Saying this aloud to no one but the kitschy vintage slab of mahogany laying before me; “Well, I don’t have a home anymore, and neither do you. Looks like we’re in this together now.”
I walked back to my studio. Upon plugging it in…I was astonished. The guitar made up for it’s kitschy looks in tone and playability. I had no idea what the fire did, but that guitar was (and still is) ballsy as fuck. It was a gem.
No one at work said boo about me appropriating the guitar after that. I bought strings, cleaned it up, did a setup, and played it. I laid claim to it, played it onstage at the store’s open mic events, taught with it, nothing was said, and the topic was no longer up for discussion. The guitar had lounged for over a year in a junk pile. And the staff knew I was starting over again from scratch. As I taught with it, gigged with it…slowly wearing the bits of the finish off the back of the neck from daily use. No one else wanted that instrument, and there was no reason to keep it from me now.
For awhile, it seemed I would not get many of my instruments back, so I purchased a 2002 Gibson SG. I had always wanted one, and someone was selling a limited edition instrument at a price that was too good to pass up…like, roughly the cost of a pair home studio monitors. Ebony fingerboard, moon inlays…it was a knockout. At the time, I half considered yanking the pups from the Melody Maker and dropping them in the SG, just to consolidate gear and keep my acquisitions lean. As quickly as the idea came, I decided against it.
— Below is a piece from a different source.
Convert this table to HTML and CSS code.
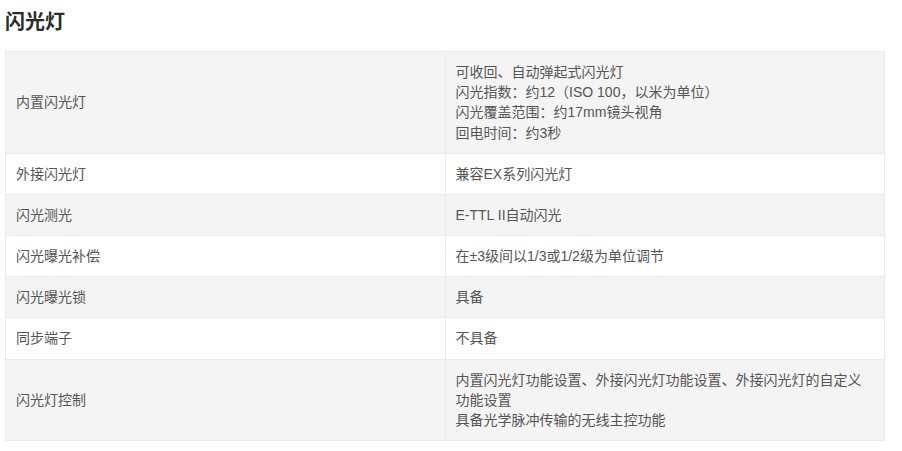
FILE: index.html
```html
<!DOCTYPE html>
<html lang="zh-CN">
<head>
<meta charset="utf-8">
<title>闪光灯</title>
<link rel="stylesheet" href="styles.css">
</head>
<body>
<div class="page">
  <h2 class="title">闪光灯</h2>
  <table class="spec">
    <tbody>
      <tr>
        <td>内置闪光灯</td>
        <td>可收回、自动弹起式闪光灯<br>闪光指数：约12（ISO 100，以米为单位）<br>闪光覆盖范围：约17mm镜头视角<br>回电时间：约3秒</td>
      </tr>
      <tr>
        <td>外接闪光灯</td>
        <td>兼容EX系列闪光灯</td>
      </tr>
      <tr>
        <td>闪光测光</td>
        <td>E-TTL II自动闪光</td>
      </tr>
      <tr>
        <td>闪光曝光补偿</td>
        <td>在±3级间以1/3或1/2级为单位调节</td>
      </tr>
      <tr>
        <td>闪光曝光锁</td>
        <td>具备</td>
      </tr>
      <tr>
        <td>同步端子</td>
        <td>不具备</td>
      </tr>
      <tr>
        <td>闪光灯控制</td>
        <td>内置闪光灯功能设置、外接闪光灯功能设置、外接闪光灯的自定义功能设置<br>具备光学脉冲传输的无线主控功能</td>
      </tr>
    </tbody>
  </table>
</div>
</body>
</html>
```

FILE: styles.css
```css
html, body {
  margin: 0;
  padding: 0;
  background: #fff;
}
.page {
  padding: 11px 5px 10px;
  width: 880px;
  font-family: "Liberation Sans", "Noto Sans CJK SC", sans-serif;
}
.title {
  margin: 0 0 17px 0;
  font-size: 20px;
  line-height: 23px;
  font-weight: bold;
  color: #2b2b2b;
}
.spec {
  width: 880px;
  border-collapse: collapse;
  table-layout: fixed;
  font-size: 14px;
  line-height: 20.17px;
  color: #555;
}
.spec td {
  width: 50%;
  padding: 10px;
  border: 1px solid #eaeaea;
  vertical-align: middle;
}
.spec tr:nth-child(odd) td {
  background: #f4f4f4;
}
.spec tr:nth-child(even) td {
  background: #fff;
}
```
Somehow it felt very disloyal to do to an instrument that had put food on my table when I was starting over.
The only changes I’ve made other than string changes and adjustments was in 2017; I had a new nut installed on this guitar, and had the tech at Sam Ash RVA set it up. It plays faster and better than ever before. It has pretty much usurped the SG’s spot as my #1 guitar.
More stories to come…thanks for staying with me to the end!